In physics, it's common to look at the components of a tensor with respect to some basis--rather than supply whatever vectors or covectors that might be relevant to a problem, we supply a set of basis vectors and covectors instead, so we need only remember the coefficients. If $e_i$ is the $i$th basis vector and $e^j$ is the $j$th basis covector, then $B(e_i, e^j) = {B_i}^j$ takes us from the more math-inclined definition of a tensor to the more familiar form to a physicist.
I think putting tensors in the right context will clear much of this up. I'll stick with $\mathbb R^3$ since that's the example you use. Rank $2$ tensors are elements of the so-called tensor product of $\mathbb R^3$ with itself, which is denoted by $\mathbb R^3 \otimes \mathbb R^3$. This space consists of all linear combinations of expressions of the form $u \otimes v$ under the stipulations that:
$$u\otimes(v + w) = u\otimes v + u\otimes w,$$
$$(u+v)\otimes w = u\otimes w + v\otimes w, \text{and}$$
$$u\otimes (cv) = c(u \otimes v) = (cu) \otimes v$$
where $u,v,w$ are vectors and $c,d$ are scalars.

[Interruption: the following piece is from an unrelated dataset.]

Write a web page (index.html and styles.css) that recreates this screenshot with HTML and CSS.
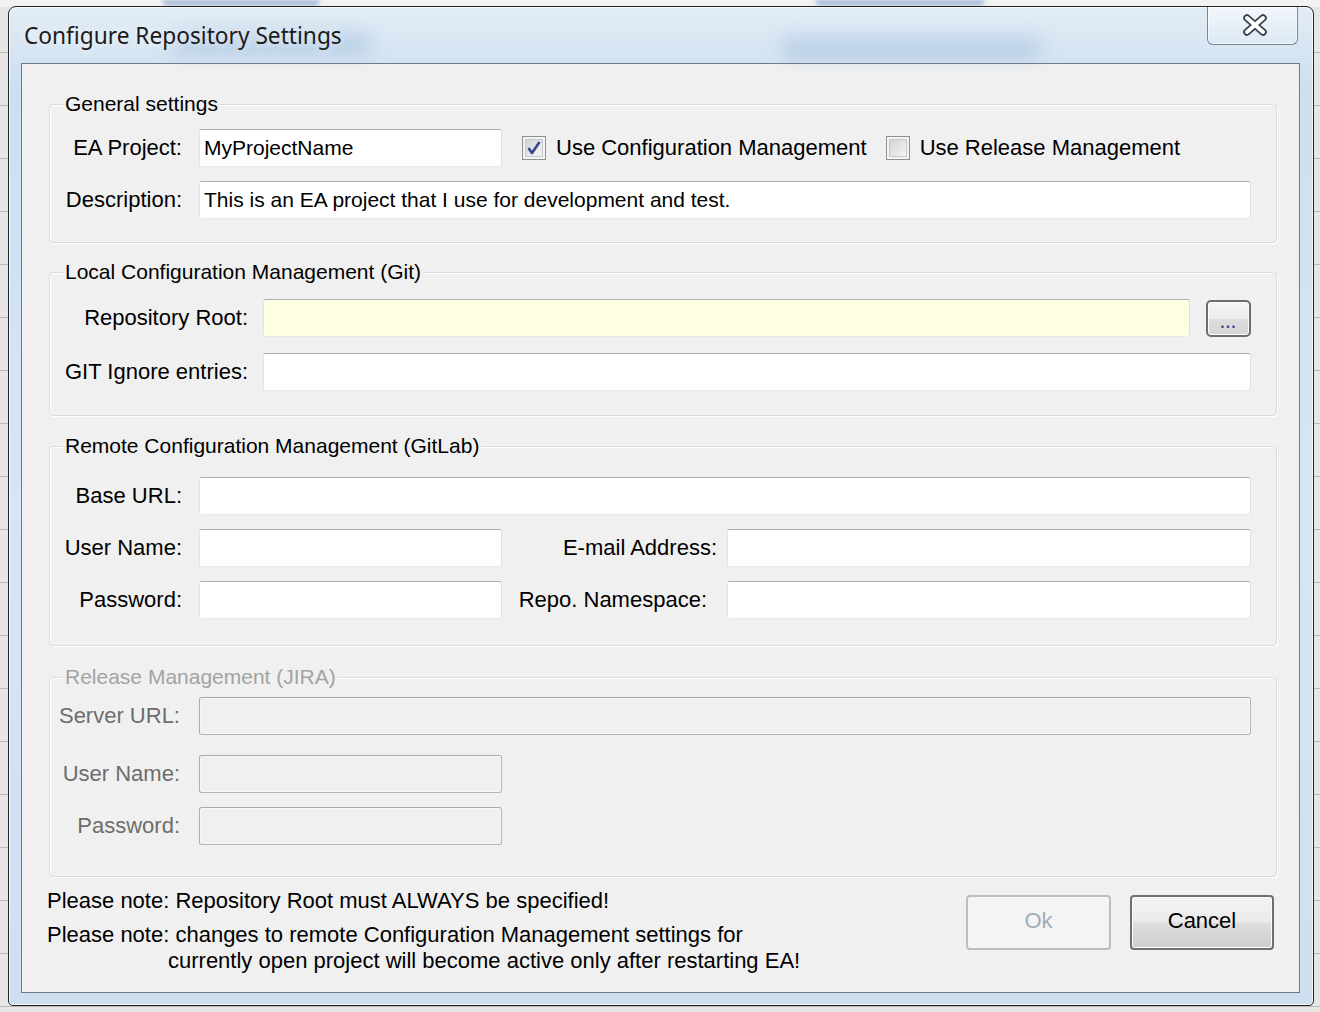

Taking the standard basis $e_1,e_2,e_3$ of $\mathbb R^3$, any rank $2$ tensor can then be written as a linear combination of the $9$ "pure" tensors $e_i \otimes e_j$ for $i,j = 1,2,3$. The $9$ scalars you take as coefficients in such a linear combination make up the $3 \times 3$ matrix which "represents" that rank $2$ tensor. A rank $3$ tensor, an element of the tensor product $\mathbb R^3 \otimes \mathbb R^3 \otimes \mathbb R^3$, would then consists of linear combinations of the $27$ pure tensors:
$$e_i \otimes e_j \otimes e_k$$
where $i,j,k=1,2,3$. The $27$ coefficients in such a linear combination make up the $3 \times 3 \times 3$ array you mention.
Tensor multiplication is then just given by the good ol' distributive property. For instance, the product of the rank $1$ tensor $2e_1+ 3e_2$ and the rank $2$ tensor $-2(e_1 \otimes e_2) + 2(e_2 \otimes e_3)$ is:
$$[2e_1 + 3e_2] \otimes [-2(e_1 \otimes e_2) + 2(e_2 \otimes e_3)]$$
$$-4(e_1 \otimes e_1 \otimes e_2)+4(e_1\otimes e_2 \otimes e_2)-6(e_2 \otimes e_1\otimes e_2)+6(e_2 \otimes e_2\otimes e_3).$$
For two rank $1$ tensors
$$ae_1+be_2+ce_3 \text{ and } xe_1+ye_2+ze_3,$$
tensor multiplication gives a rank $2$ tensor whose coefficient matrix (i.e. the matrix whose entries are the coefficients of the $e_i \otimes e_j$ terms) is the product of the matrices
$$\begin{pmatrix}a\\b\\c\end{pmatrix} \text{ and } \begin{pmatrix}x&y&z\end{pmatrix},$$
as you alluded to in your question. However, in general there is no simple relation between tensor multiplication and matrix multiplication.
Best Answer
This question doesn't have a single good answer, because there isn't a universally agreed upon definition of "tensor" in mathematics. In particular:
Tensors are sometimes defined as multidimensional arrays, in the same way that a matrix is a two-dimensional array. From this point of view, a matrix is certainly a special case of a tensor.
In differential geometry and physics, "tensor" refers to a certain kind of object that can be described at a point on a manifold (though the word "tensor" is often used to refer to a tensor field, in which one tensor is chosen for every point). From this point of view, a matrix can be used to describe a rank-two tensor in local coordinates, but a rank-two tensor is not itself a matrix.
In linear algebra, "tensor" sometimes refers to an element of a tensor product, and sometimes refers to a certain kind of multilinear map. Again, neither of these is a generalization of "matrix", though you can get a matrix from a rank-two tensor if you choose a basis for your vector space.
You run into the same problem if you ask a question like "Is a vector just a tuple of numbers?" Sometimes a vector is defined as a tuple of numbers, in which case the answer is yes. However, in differential geometry and physics, the word "vector" refers to an element of the tangent space to a manifold, while in linear algebra, a "vector" may be any element of a vector space.
On a basic level, the statement "a vector is a rank 1 tensor, and a matrix is a rank 2 tensor" is roughly correct. This is certainly the simplest way of thinking about tensors, and is reflected in the Einstein notation. However, it is important to appreciate the subtleties of this identification, and to realize that "tensor" often means something slightly different and more abstract than a multidimensional array.